Multiple provinces hope to expand cattle production into northern communities
By Kaitlynn Anderson
Across Canada, provincial and territorial governments have different procedures for people to follow in order to obtain access to Crown land. Some ag organizations are working with these governments to help farmers — especially beef producers — use the land.
Ralph Eichler, Manitoba’s Minister of Agriculture, announced in December that the province will modernize its land regulations, according to a release by the Manitoba Beef Producers (MBP).
The revised regulations, which provide more transparency to producers, will include a new model for farmers to follow to acquire Crown lands for grazing and haying, a government release stated.
The government will hold a consultation period before the new tendering system is introduced, according to the release. The system could be in place as early as the fall.

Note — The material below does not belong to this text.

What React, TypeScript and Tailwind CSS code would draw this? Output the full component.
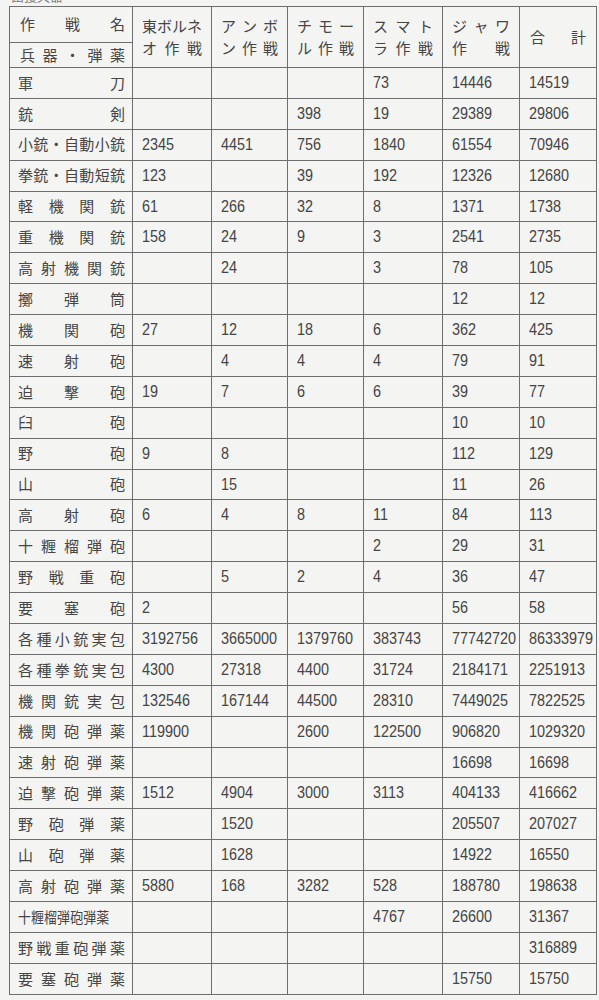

The MBP has some concerns with the current structure. The organization will participate in the consultation process to help ensure that:
- Crown lands “remain affordable and available to Manitoba producers.”
- The bidding process for land is open and transparent.
- “Provincial conservation objectives work in balance with the objectives of producers.”
- Farmers can acquire hay permits.
“Crown lands are critical to the operations of many Manitoba beef producers and to achieving the government’s objective of growing the cattle herd, so it is important that the policy consultation process is open and transparent,” Brian Lemon, general manager of the MBP, said in the MBP release.
For more information on leasing agricultural Crown land in Manitoba, visit the Government of Manitoba website.
In Ontario, the Beef Farmers of Ontario (BFO) is working with the provincial government to make Crown land more affordable to farmers.
The end goal? Expanding the province’s herd.
“Expanding beef production in Northern Ontario … has been a priority of the BFO for several years,” Matt Bowman, president of the BFO, said in a government release last year.
In fact, this priority was made evident in a resolution response from the previous BFO president in 2015.
“Accessing land for beef production is becoming more and more difficult due to land being converted to cash crops, competing government policies, and urban encroachment,” Bob Gordanier, past president of the Beef Farmers of Ontario, said in the response.
“The available and affordable land in Northern Ontario presents a significant opportunity to help reverse the decline in Ontario’s beef production and increase jobs and income for families, if the proper supports are put in place.”
The organization continues to hold this goal.
“We remain dedicated to creating an affordable pathway for beginning and existing farmers who are looking to establish environmentally sustainable and economically viable farm businesses in the North and across the province,” Bowman said.
If beef producers can access this land for production, they can expand the cow herd and bring local economic development to communities in northern Ontario, according to the Beef North website. (Beef North is part of the BFO’s cow herd expansion initiative.)
Before farmers can use Crown land for agricultural production, they must obtain permission from the MNR, according to the Government of Ontario website. The organization will review the proposed use to ensure it could bring economic growth to the local communities.
The Ontario Ministry of Agriculture, Food and Rural Affairs (OMAFRA) also plays a role in this review process.
OMAFRA determines whether a proposed project “promotes Ontario's food industry and food safety, rural economic programs, and protection of farmland and businesses that thrive on agricultural production,” according to the website.
In Saskatchewan, the situation is a bit different than in other provinces.
Unlike Ontario and Manitoba, producers in Saskatchewan already utilize Crown land that is suitable for agricultural use, Ryder Lee, chief executive officer of the Saskatchewan Cattlemen’s Association, told Farms.com yesterday.
This scenario eliminates the need for initiatives to help fund producers’ expansion into the North.
Producers can purchase agricultural Crown land in a variety of ways, such as by participating in an auction, or carrying out a lessee, tender or catalogue sale.
While lessee sales — transactions where individuals purchase the agricultural land they had previously leased — can happen at any time, the other purchasing options have set dates.
Most recently, the government held an online auction from Oct. 23 to Nov. 16, 2017. The next online auction will occur in March.